A paper co-authored at Cambridge Judge finds that institutional shareholders recall shares to oppose management in proxy votes.

The article, entitled “The role of institutional investors in voting: evidence from the securities lending market”, was named best paper this month in the Global Challenge for Innovation in Corporate Governance by investment management firm BlackRock and the National Association of Corporate Directors (NACD) in the US.

The research was co-authored by Pedro Saffi, University Lecturer in Finance at Cambridge Judge, and it breaks new ground in showing how institutional investors influence the proxy voting process through share recall. The paper will be published in a forthcoming issue of Journal of Finance.

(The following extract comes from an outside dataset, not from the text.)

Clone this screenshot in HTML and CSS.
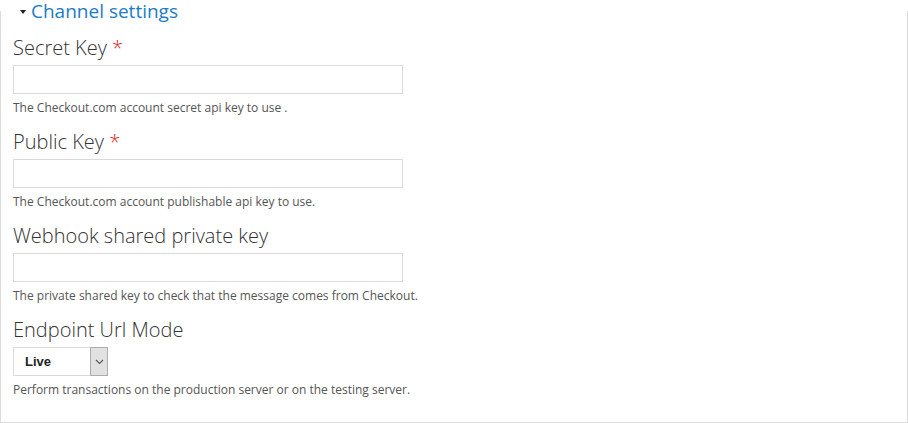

“The research shows that institutional investors care about exercising their voting rights, especially when there are important proposals on the ballot like those related to compensation policies and M&A,” said Saffi.

This research is particularly relevant during a period that has seen increased emphasis on shareholder activism.

The paper finds that during proxy voting periods institutional investors often recall their loaned shares prior to the record date in order to exercise their voting rights, and that there is a correlation between share recall and investors’ lack of support for management in the outcome of proxy votes.

Specifically, the research found higher share recall for firms with weaker performance or corporate governance, and when executive pay or merger issues are on the ballot. In examining the subsequent votes, the researchers found that higher recall is associated with more votes for activist shareholder proposals and fewer votes for management.